At this point, before I forget and get tangled in a tangent, I should mention what I liked best about Gentleman’s Agreement: Celeste Holm steals every scene that she’s in and Peck and child actor Dean Stockwell must have had a great working relationship because their scenes together work better than the majority of the rest of the picture.
— Near the end of All the King’s Men, it being past her bedtime and everything, my wife entered the room, laid down, encountered the political talk and the crowd scenes emanating from the screen to her immediate left, and asked me point blank, “Are you watching this movie because of the election?”
I told her, “No.
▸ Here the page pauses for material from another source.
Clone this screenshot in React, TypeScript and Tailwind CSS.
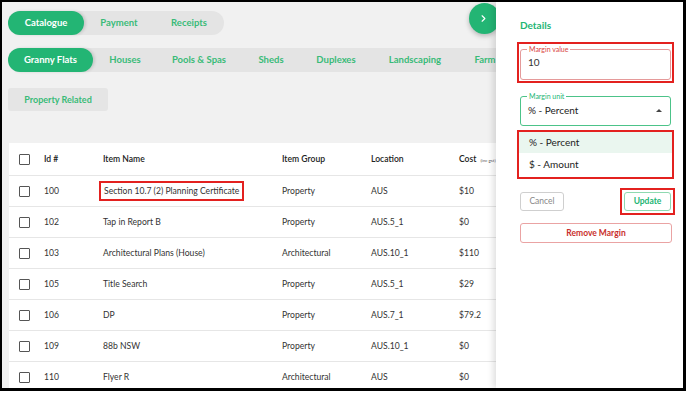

Just a coincidence.”
Yeah, no more and no less than a mere happy coincidence that I watched Gentleman’s Agreement and All the King’s Men back-to-back, just because they won Best Picture for their particular years and not because they concern two of the three hot button issues of The Now.
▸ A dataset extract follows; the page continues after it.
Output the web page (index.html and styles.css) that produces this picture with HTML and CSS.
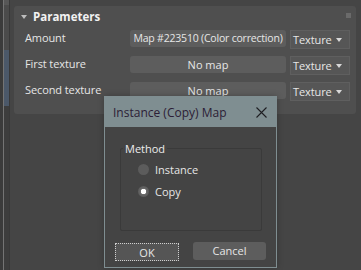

Let’s get down to brass tacks.
Comparisons have been made between Huey Long — the inspiration for the fictional Willie Stark in both the 1946 Robert Penn Warren novel and the 1949 film adaptation — and Donald Trump, since our 45th President began his political ascendance several years ago.
On Sept. 10, 1935, Dr. Carl Weiss shot and killed Long at the Louisiana State Capitol. Long wrote a fictional novel called My First Days in the White House, posthumously released.
Trump became President and wrote his Russian hack novel 280 characters at a time, most of them disputed since Nov. 3, 2020.
What kind of populist loses the popular vote twice? Once more and Trump could match William Jennings Bryan. Though, between all the recounts and frivolous lawsuits (1-59 in court with their preponderance of preposterous evidence) and cult rallies after the election, Trump has already surpassed Bryan. Bryan never had Jon Voight and Randy Quaid and Scott Baio and James Woods on his side, not to mention all the politicians and “entertainers” on state TV stirring up sedition, but Fredric March played lawyer and former politician Matthew Harrison Brady — based on Bryan — in Stanley Kramer’s Inherit the Wind, a 1960 film based on the 1955 play based on the 1925 Scopes Trial, so beat that.
Outgoing Michigan Republican Congressman Paul Mitchell said it best, “Stop the stupid.”
As far as All the King’s Men goes, it mirrors demagoguery in that it’s more compelling in the beginning and end stages and something that believers and nonbelievers alike attempt to survive in between. Of course, All the King’s Men proved to be considerably easier than 2020.
Since I just want to survive 2020, that’s why I should never tell a Trump supporter, “You’ve aroused my anthropological curiosity.” Oops, guess I let that one slip. Oh well.